The latent causal model $\mathcal{M}$ defines the data-generating process of $\mathbf{x}$. A perturbation $\gamma^{(k)}$ influences this system through an unobserved intervention $\mathcal{I}^{(k)}$. The distribution over these interventions, conditioned on $\gamma^{(k)}$, is parameterized by latent parameters $\phi$, which are shared across all experiments and enable generalization to new perturbations.

In summary, we observe $K$ pairs of $(\gamma^{(k)}, \mathbf{X}^{(k)})$. The causal model $\mathcal{M}$, the interventions $\mathcal{I}^{(k)}$, and the parameters $\phi$ are unobserved and jointly inferred. We added this clarification in line 134.

similarity and difference between your work and [Lorch et al. (2021), Hägele et al. (2023)].

GIMs introduce a new modeling framework that uses causal models to predict the effects of previously unseen, general perturbations, a setting that causal discovery methods like Lorch et al. (2021) and Hägele et al. (2023), are not designed to handle.

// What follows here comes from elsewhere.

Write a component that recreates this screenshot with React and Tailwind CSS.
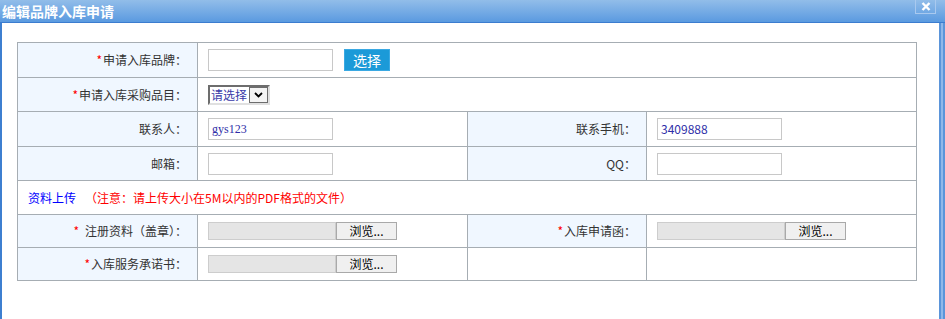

While we adopt a similar prior design for the causal model $\mathcal{M}$ and use gradient-based inference, we introduce a fundamentally different approach to modeling perturbations. Lorch et al. assume that the intervention $\mathcal{I}$ is observed for each perturbation; unlike GIMs, their method cannot be applied when interventions are unknown. Hägele et al. infer interventions for each training perturbation, but treat each perturbation independently, without leveraging any features. As a result, their model cannot generalize to novel perturbations beyond those seen during training. In contrast, we propose to learn how interventions are induced by the observable perturbation features $\gamma$. Specifically, GIMs learn a shared generative mechanism that maps observable perturbation features $\gamma$ to a distribution over latent interventions, enabling generalization to entirely new, unseen perturbations. Thus, while prior approaches focus on recovering the causal graph or inferring training interventions, GIMs are designed for the task of predicting the effects of new perturbations.

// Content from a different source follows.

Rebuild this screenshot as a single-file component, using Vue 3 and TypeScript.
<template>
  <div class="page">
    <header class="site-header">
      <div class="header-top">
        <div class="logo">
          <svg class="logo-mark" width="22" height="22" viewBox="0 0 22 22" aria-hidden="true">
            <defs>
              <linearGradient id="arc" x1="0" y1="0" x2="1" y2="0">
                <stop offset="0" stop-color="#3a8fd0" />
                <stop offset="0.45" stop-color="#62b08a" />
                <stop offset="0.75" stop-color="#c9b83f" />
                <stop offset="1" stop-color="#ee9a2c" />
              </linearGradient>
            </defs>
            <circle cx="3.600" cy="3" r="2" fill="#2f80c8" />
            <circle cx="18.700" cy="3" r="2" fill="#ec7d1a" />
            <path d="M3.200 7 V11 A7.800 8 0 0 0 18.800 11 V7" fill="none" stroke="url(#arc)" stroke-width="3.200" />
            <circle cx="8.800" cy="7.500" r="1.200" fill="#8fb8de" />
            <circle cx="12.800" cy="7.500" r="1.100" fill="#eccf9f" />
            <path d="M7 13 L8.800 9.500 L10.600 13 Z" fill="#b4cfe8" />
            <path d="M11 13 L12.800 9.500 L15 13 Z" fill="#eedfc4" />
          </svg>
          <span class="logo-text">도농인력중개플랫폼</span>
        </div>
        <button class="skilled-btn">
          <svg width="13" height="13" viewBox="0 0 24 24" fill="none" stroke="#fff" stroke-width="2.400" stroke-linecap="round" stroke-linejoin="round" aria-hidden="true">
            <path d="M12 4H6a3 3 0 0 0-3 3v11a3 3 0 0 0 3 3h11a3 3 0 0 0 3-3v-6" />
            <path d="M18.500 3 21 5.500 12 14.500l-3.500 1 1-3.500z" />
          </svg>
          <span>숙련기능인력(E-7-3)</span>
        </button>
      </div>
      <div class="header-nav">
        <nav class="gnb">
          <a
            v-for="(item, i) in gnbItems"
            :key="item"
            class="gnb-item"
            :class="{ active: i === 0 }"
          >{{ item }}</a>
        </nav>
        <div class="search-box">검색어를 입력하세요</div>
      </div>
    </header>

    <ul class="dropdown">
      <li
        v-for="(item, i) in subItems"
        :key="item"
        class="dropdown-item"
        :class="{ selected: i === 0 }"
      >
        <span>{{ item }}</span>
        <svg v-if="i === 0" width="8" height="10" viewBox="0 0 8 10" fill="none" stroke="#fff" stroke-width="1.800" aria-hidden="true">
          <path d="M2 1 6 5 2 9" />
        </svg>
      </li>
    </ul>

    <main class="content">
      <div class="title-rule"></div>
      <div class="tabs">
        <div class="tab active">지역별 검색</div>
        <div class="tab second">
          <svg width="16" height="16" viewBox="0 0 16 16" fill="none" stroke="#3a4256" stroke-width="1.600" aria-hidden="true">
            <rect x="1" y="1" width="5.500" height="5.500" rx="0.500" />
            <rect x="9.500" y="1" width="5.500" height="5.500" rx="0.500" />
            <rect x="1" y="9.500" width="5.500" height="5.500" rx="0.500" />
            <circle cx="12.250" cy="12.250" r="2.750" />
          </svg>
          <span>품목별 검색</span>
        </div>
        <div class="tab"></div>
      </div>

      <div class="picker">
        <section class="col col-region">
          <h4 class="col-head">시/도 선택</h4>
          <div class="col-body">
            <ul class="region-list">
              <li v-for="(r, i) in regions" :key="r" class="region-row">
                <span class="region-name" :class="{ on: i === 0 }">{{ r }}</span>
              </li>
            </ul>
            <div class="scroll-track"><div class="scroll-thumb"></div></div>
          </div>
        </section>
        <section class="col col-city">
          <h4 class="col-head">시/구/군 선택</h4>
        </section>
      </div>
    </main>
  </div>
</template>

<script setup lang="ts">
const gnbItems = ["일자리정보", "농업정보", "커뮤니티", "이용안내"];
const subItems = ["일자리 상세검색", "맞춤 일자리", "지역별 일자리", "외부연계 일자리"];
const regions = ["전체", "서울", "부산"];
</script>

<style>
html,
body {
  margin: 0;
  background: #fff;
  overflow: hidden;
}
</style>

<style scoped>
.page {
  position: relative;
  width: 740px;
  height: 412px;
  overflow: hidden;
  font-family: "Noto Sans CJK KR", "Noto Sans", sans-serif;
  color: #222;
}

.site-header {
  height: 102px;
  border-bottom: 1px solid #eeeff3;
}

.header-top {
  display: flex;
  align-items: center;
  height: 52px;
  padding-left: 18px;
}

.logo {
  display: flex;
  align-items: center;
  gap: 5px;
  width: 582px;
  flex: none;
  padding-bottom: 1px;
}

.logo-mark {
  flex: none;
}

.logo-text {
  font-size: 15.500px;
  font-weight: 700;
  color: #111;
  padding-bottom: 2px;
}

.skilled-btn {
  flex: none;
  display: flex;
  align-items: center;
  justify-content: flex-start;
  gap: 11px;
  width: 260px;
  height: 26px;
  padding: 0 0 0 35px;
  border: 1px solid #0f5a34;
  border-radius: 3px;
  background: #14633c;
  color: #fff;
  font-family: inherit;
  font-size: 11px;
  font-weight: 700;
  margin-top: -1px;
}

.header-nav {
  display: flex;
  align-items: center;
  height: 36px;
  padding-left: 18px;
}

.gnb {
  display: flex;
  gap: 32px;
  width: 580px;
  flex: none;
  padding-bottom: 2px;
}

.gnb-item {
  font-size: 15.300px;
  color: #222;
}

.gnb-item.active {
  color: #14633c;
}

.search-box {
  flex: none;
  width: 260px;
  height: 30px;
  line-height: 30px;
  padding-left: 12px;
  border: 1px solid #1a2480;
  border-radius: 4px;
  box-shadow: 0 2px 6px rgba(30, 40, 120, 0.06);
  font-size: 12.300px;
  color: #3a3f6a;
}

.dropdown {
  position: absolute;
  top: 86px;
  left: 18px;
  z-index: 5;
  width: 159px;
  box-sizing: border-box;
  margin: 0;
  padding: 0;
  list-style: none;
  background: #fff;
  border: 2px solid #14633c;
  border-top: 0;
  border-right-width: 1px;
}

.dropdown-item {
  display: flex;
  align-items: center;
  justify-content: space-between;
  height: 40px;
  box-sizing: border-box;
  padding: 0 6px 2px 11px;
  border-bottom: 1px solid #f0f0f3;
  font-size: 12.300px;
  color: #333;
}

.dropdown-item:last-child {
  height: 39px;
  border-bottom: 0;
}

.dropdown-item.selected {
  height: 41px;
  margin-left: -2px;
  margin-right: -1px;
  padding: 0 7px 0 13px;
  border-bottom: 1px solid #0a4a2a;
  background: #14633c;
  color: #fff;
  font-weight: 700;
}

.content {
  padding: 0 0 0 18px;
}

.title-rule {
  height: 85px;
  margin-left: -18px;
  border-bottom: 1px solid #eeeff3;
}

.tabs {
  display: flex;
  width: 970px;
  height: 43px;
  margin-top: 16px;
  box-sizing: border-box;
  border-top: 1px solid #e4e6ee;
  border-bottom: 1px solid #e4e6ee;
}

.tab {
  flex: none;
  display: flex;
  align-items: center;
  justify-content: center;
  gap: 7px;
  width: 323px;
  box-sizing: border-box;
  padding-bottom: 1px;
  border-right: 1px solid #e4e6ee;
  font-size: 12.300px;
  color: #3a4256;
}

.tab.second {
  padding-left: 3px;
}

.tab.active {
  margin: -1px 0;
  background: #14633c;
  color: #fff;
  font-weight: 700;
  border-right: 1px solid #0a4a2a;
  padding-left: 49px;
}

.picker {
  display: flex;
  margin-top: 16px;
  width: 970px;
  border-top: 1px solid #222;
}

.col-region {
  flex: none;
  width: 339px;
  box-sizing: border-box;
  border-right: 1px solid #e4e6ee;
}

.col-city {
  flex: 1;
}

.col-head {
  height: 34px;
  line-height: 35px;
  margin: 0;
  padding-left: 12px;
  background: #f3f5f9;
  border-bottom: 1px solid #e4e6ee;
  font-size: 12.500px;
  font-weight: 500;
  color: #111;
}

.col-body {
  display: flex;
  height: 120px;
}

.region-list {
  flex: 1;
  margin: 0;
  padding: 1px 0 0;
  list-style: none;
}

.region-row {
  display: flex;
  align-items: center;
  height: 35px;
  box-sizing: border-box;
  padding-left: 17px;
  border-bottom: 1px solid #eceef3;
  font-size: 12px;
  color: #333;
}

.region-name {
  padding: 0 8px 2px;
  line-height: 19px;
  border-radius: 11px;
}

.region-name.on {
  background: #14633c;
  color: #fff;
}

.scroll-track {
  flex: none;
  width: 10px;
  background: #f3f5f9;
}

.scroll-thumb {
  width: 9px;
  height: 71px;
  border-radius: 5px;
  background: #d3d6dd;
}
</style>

how acyclicity is ensured when sampling from the prior?

We enforce acyclicity via constrained optimization using the augmented Lagrangian approach, as introduced in Zheng et al. (2018) and also used in related works, such as Brouillard et al. (2020). While this encourages acyclic graphs during training, there is no hard guarantee that the estimated graph is cycle-free. In practice, we randomly break cycles if they occur.

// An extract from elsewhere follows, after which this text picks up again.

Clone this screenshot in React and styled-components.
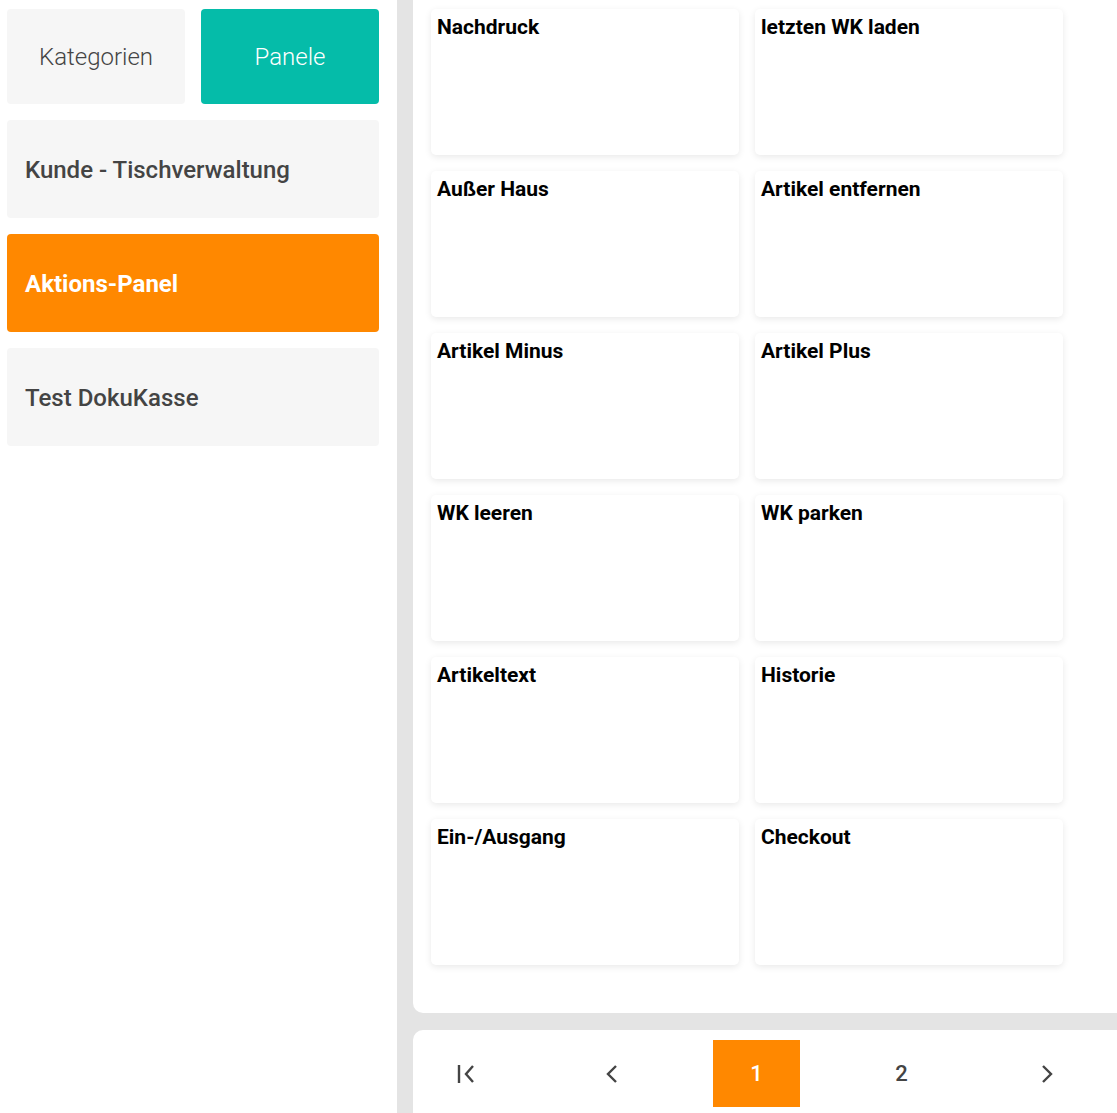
import styled, { createGlobalStyle } from 'styled-components'

const GlobalStyle = createGlobalStyle`
  html, body {
    margin: 0;
    padding: 0;
    height: 100%;
    overflow: hidden;
    font-family: Roboto, "Liberation Sans", sans-serif;
  }
  #root {
    height: 100%;
  }
`

const Layout = styled.div`
  display: flex;
  height: 100vh;
  background: #e4e4e4;
  gap: 16px;
`

const Sidebar = styled.aside`
  width: 397px;
  flex-shrink: 0;
  background: #fff;
  box-sizing: border-box;
  padding: 9px 18px 0 7px;
  display: flex;
  flex-direction: column;
  gap: 16px;
`

const Tabs = styled.div`
  display: grid;
  grid-template-columns: 1fr 1fr;
  gap: 16px;
`

const Tab = styled.button`
  height: 95px;
  border: none;
  border-radius: 4px;
  font-family: Roboto, "Liberation Sans", sans-serif;
  font-weight: 300;
  font-size: 24px;
  cursor: pointer;
  background: ${({ $active }) => ($active ? '#05bca9' : '#f6f6f6')};
  color: ${({ $active }) => ($active ? '#fff' : '#444')};
`

const NavItem = styled.div`
  height: 98px;
  border-radius: 4px;
  display: flex;
  align-items: center;
  padding-left: 18px;
  padding-top: 1px;
  box-sizing: border-box;
  font-size: 24px;
  font-weight: ${({ $active }) => ($active ? 700 : 500)};
  background: ${({ $active }) => ($active ? '#ff8800' : '#f6f6f6')};
  color: ${({ $active }) => ($active ? '#fff' : '#444')};
  cursor: pointer;
`

const Main = styled.main`
  flex: 1;
  display: flex;
  flex-direction: column;
  gap: 17px;
  min-width: 0;
`

const Content = styled.section`
  flex: 1;
  background: #fff;
  border-bottom-left-radius: 10px;
  padding: 9px 18px 0 18px;
`

const Grid = styled.div`
  display: grid;
  grid-template-columns: repeat(2, 308px);
  grid-auto-rows: 146px;
  gap: 16px;
`

const Tile = styled.div`
  background: #fff;
  border-radius: 5px;
  box-shadow: 0 2px 7px rgba(0, 0, 0, 0.09);
  padding: 6px 6px;
  font-size: 21px;
  font-weight: 700;
  color: #000;
  cursor: pointer;
`

const Pagination = styled.nav`
  height: 83px;
  flex-shrink: 0;
  background: #fff;
  border-top-left-radius: 10px;
  box-sizing: border-box;
  padding: 10px 0 0 10px;
  display: flex;
  gap: 58px;
`

const PageButton = styled.button`
  width: 87px;
  height: 67px;
  border: none;
  padding: 0;
  display: flex;
  align-items: center;
  justify-content: center;
  font-family: Roboto, "Liberation Sans", sans-serif;
  font-size: 22px;
  font-weight: 500;
  background: ${({ $active }) => ($active ? '#ff8800' : 'transparent')};
  color: ${({ $active }) => ($active ? '#fff' : '#444')};
  cursor: pointer;
`

const Chevron = ({ dir = 'left', bar = false }) => (
  <svg width="22" height="20" viewBox="0 0 22 20" fill="none" stroke="#444" strokeWidth="2.4">
    {bar && <line x1="3" y1="1" x2="3" y2="19" />}
    {dir === 'left' ? (
      <polyline points={bar ? '17,2 10,10 17,18' : '15,2 7,10 15,18'} strokeLinejoin="miter" />
    ) : (
      <polyline points="7,2 15,10 7,18" strokeLinejoin="miter" />
    )}
  </svg>
)

const actions = [
  'Nachdruck',
  'letzten WK laden',
  'Außer Haus',
  'Artikel entfernen',
  'Artikel Minus',
  'Artikel Plus',
  'WK leeren',
  'WK parken',
  'Artikeltext',
  'Historie',
  'Ein-/Ausgang',
  'Checkout',
]

const panels = ['Kunde - Tischverwaltung', 'Aktions-Panel', 'Test DokuKasse']

export default function App() {
  return (
    <>
      <GlobalStyle />
      <Layout>
        <Sidebar>
          <Tabs>
            <Tab>Kategorien</Tab>
            <Tab $active>Panele</Tab>
          </Tabs>
          {panels.map((p) => (
            <NavItem key={p} $active={p === 'Aktions-Panel'}>
              {p}
            </NavItem>
          ))}
        </Sidebar>
        <Main>
          <Content>
            <Grid>
              {actions.map((a) => (
                <Tile key={a}>{a}</Tile>
              ))}
            </Grid>
          </Content>
          <Pagination>
            <PageButton aria-label="Erste Seite">
              <Chevron bar />
            </PageButton>
            <PageButton aria-label="Zurück">
              <Chevron />
            </PageButton>
            <PageButton $active>1</PageButton>
            <PageButton>2</PageButton>
            <PageButton aria-label="Weiter">
              <Chevron dir="right" />
            </PageButton>
          </Pagination>
        </Main>
      </Layout>
    </>
  )
}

provide the code in a later version

We will provide the full code in the camera-ready version.

Thank you for your detailed comments and feedback. We are glad to hear that you find our approach addresses an important problem in causal generative modeling with an interesting use-case with great potential. You raised several important points that we address in detail below.

overall objective can use more clarity.

We revised the manuscript in lines 95ff, 133ff, 154ff to further clarify.

What is the main difference between this approach for extrapolating to unseen perturbations and the causal representation learning method proposed by Zhang et al?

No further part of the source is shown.